The exercise> Word for word, transcribe the lines below and drop the pictures.

Start of Collected material

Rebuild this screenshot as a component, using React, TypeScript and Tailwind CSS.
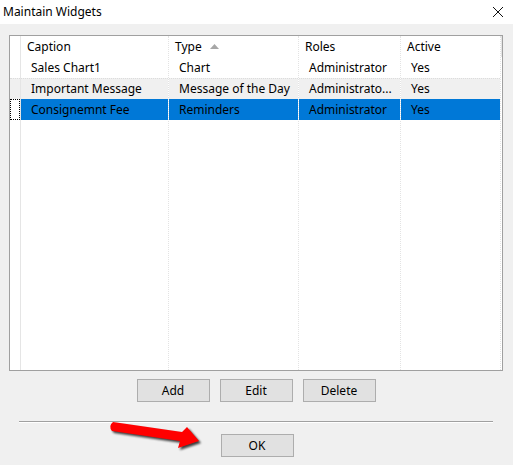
import React from 'react'

const columns = [
  { key: 'caption', label: 'Caption', width: 'w-[148px]' },
  { key: 'type', label: 'Type', width: 'w-[130px]' },
  { key: 'roles', label: 'Roles', width: 'w-[102px]' },
  { key: 'active', label: 'Active', width: 'w-[100px]' },
]

const rows = [
  { caption: 'Sales Chart1', type: 'Chart', roles: 'Administrator', active: 'Yes' },
  { caption: 'Important Message', type: 'Message of the Day', roles: 'Administrato...', active: 'Yes' },
  { caption: 'Consignemnt Fee', type: 'Reminders', roles: 'Administrator', active: 'Yes' },
]

const selected = 2

function rowBg(i: number) {
  if (i === selected) return 'bg-[#0078d7]'
  if (i === 1) return 'bg-[#f0f0f0]'
  return 'bg-white'
}

function WinButton({ label }: { label: string }) {
  return (
    <button className="w-[73px] h-[23px] bg-[#e1e1e1] border border-[#adadad] text-[12px] text-black leading-none">
      {label}
    </button>
  )
}

export default function App() {
  return (
    <div
      className="relative w-[513px] h-[465px] bg-[#f0f0f0] flex flex-col overflow-hidden text-black"
      style={{ fontFamily: '"Noto Sans", "Open Sans", sans-serif' }}
    >
      {/* Title bar */}
      <div className="h-[24px] bg-white flex items-center justify-between pl-[3px] pr-[9px]">
        <span className="text-[12px]">Maintain Widgets</span>
        <svg width="12" height="12" viewBox="0 0 12 12">
          <path d="M1 1 L11 11 M11 1 L1 11" stroke="#111" strokeWidth="1" />
        </svg>
      </div>

      {/* Grid */}
      <div className="pt-[11px] pl-[9px]">
        <div className="w-[494px] h-[336px] border border-[#a0a0a0] bg-white flex text-[12px]">
          {/* indicator column */}
          <div className="w-[11px] flex flex-col border-r border-[#e5e5e5]">
            <div className="h-[21px]" />
            <div className="h-[21px]" />
            <div className="h-[21px] bg-[#f0f0f0] border-t border-dotted border-[#dcdcdc]" />
            <div className="h-[21px] border border-dotted border-black" />
          </div>
          {columns.map((col) => (
            <div key={col.key} className={`${col.width} flex flex-col border-r border-dotted border-[#e3e3e3]`}>
              <div className="h-[21px] flex items-center pl-[6px] pt-[2px] border-b border-white">
                <span>{col.label}</span>
                {col.key === 'type' && (
                  <svg className="ml-[8px] mb-[2px]" width="9" height="5" viewBox="0 0 9 5">
                    <path d="M0 5 L4.5 0 L9 5 Z" fill="#a7a7a7" />
                  </svg>
                )}
              </div>
              {rows.map((r, i) => (
                <div
                  key={i}
                  className={`h-[21px] flex items-center pl-[10px] whitespace-nowrap overflow-hidden ${rowBg(i)} ${i === 1 ? 'border-t border-dotted border-[#dcdcdc]' : ''}`}
                >
                  {r[col.key as keyof typeof r]}
                </div>
              ))}
            </div>
          ))}
          <div className="flex-1 flex flex-col">
            <div className="h-[21px] border-l border-[#e5e5e5]" />
          </div>
        </div>
      </div>

      {/* Buttons */}
      <div className="flex justify-center gap-[10px] mt-[8px] pr-[1px]">
        <WinButton label="Add" />
        <WinButton label="Edit" />
        <WinButton label="Delete" />
      </div>

      <div className="mt-[19px] mx-[19px] mr-[20px] h-[2px] border-t border-[#a0a0a0] border-b border-b-white" />

      <div className="flex justify-center mt-[11px] pl-[1px]">
        <WinButton label="OK" />
      </div>

      {/* annotation arrow */}
      <svg className="absolute left-[100px] top-[410px]" width="110" height="45" viewBox="0 0 110 45">
        <defs>
          <filter id="sh" x="-20%" y="-40%" width="140%" height="180%">
            <feGaussianBlur stdDeviation="1.2" />
          </filter>
        </defs>
        <path
          d="M13 12 L82 22 L87 17 L99 31 L78 38 L80 31 L12 21 Q8 16 13 12 Z"
          fill="#000"
          opacity="0.75"
          transform="translate(2 2)"
          filter="url(#sh)"
        />
        <path d="M13 12 L82 22 L87 17 L99 31 L78 38 L80 31 L12 21 Q8 16 13 12 Z" fill="#ff0000" />
      </svg>
    </div>
  )
}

End of Collected material

Solution below>
Rebuild this screenshot as a component, using React, TypeScript and Tailwind CSS.
import React from 'react'

const columns = [
  { key: 'caption', label: 'Caption', width: 'w-[148px]' },
  { key: 'type', label: 'Type', width: 'w-[130px]' },
  { key: 'roles', label: 'Roles', width: 'w-[102px]' },
  { key: 'active', label: 'Active', width: 'w-[100px]' },
]

const rows = [
  { caption: 'Sales Chart1', type: 'Chart', roles: 'Administrator', active: 'Yes' },
  { caption: 'Important Message', type: 'Message of the Day', roles: 'Administrato...', active: 'Yes' },
  { caption: 'Consignemnt Fee', type: 'Reminders', roles: 'Administrator', active: 'Yes' },
]

const selected = 2

function rowBg(i: number) {
  if (i === selected) return 'bg-[#0078d7]'
  if (i === 1) return 'bg-[#f0f0f0]'
  return 'bg-white'
}

function WinButton({ label }: { label: string }) {
  return (
    <button className="w-[73px] h-[23px] bg-[#e1e1e1] border border-[#adadad] text-[12px] text-black leading-none">
      {label}
    </button>
  )
}

export default function App() {
  return (
    <div
      className="relative w-[513px] h-[465px] bg-[#f0f0f0] flex flex-col overflow-hidden text-black"
      style={{ fontFamily: '"Noto Sans", "Open Sans", sans-serif' }}
    >
      {/* Title bar */}
      <div className="h-[24px] bg-white flex items-center justify-between pl-[3px] pr-[9px]">
        <span className="text-[12px]">Maintain Widgets</span>
        <svg width="12" height="12" viewBox="0 0 12 12">
          <path d="M1 1 L11 11 M11 1 L1 11" stroke="#111" strokeWidth="1" />
        </svg>
      </div>

      {/* Grid */}
      <div className="pt-[11px] pl-[9px]">
        <div className="w-[494px] h-[336px] border border-[#a0a0a0] bg-white flex text-[12px]">
          {/* indicator column */}
          <div className="w-[11px] flex flex-col border-r border-[#e5e5e5]">
            <div className="h-[21px]" />
            <div className="h-[21px]" />
            <div className="h-[21px] bg-[#f0f0f0] border-t border-dotted border-[#dcdcdc]" />
            <div className="h-[21px] border border-dotted border-black" />
          </div>
          {columns.map((col) => (
            <div key={col.key} className={`${col.width} flex flex-col border-r border-dotted border-[#e3e3e3]`}>
              <div className="h-[21px] flex items-center pl-[6px] pt-[2px] border-b border-white">
                <span>{col.label}</span>
                {col.key === 'type' && (
                  <svg className="ml-[8px] mb-[2px]" width="9" height="5" viewBox="0 0 9 5">
                    <path d="M0 5 L4.5 0 L9 5 Z" fill="#a7a7a7" />
                  </svg>
                )}
              </div>
              {rows.map((r, i) => (
                <div
                  key={i}
                  className={`h-[21px] flex items-center pl-[10px] whitespace-nowrap overflow-hidden ${rowBg(i)} ${i === 1 ? 'border-t border-dotted border-[#dcdcdc]' : ''}`}
                >
                  {r[col.key as keyof typeof r]}
                </div>
              ))}
            </div>
          ))}
          <div className="flex-1 flex flex-col">
            <div className="h-[21px] border-l border-[#e5e5e5]" />
          </div>
        </div>
      </div>

      {/* Buttons */}
      <div className="flex justify-center gap-[10px] mt-[8px] pr-[1px]">
        <WinButton label="Add" />
        <WinButton label="Edit" />
        <WinButton label="Delete" />
      </div>

      <div className="mt-[19px] mx-[19px] mr-[20px] h-[2px] border-t border-[#a0a0a0] border-b border-b-white" />

      <div className="flex justify-center mt-[11px] pl-[1px]">
        <WinButton label="OK" />
      </div>

      {/* annotation arrow */}
      <svg className="absolute left-[100px] top-[410px]" width="110" height="45" viewBox="0 0 110 45">
        <defs>
          <filter id="sh" x="-20%" y="-40%" width="140%" height="180%">
            <feGaussianBlur stdDeviation="1.2" />
          </filter>
        </defs>
        <path
          d="M13 12 L82 22 L87 17 L99 31 L78 38 L80 31 L12 21 Q8 16 13 12 Z"
          fill="#000"
          opacity="0.75"
          transform="translate(2 2)"
          filter="url(#sh)"
        />
        <path d="M13 12 L82 22 L87 17 L99 31 L78 38 L80 31 L12 21 Q8 16 13 12 Z" fill="#ff0000" />
      </svg>
    </div>
  )
}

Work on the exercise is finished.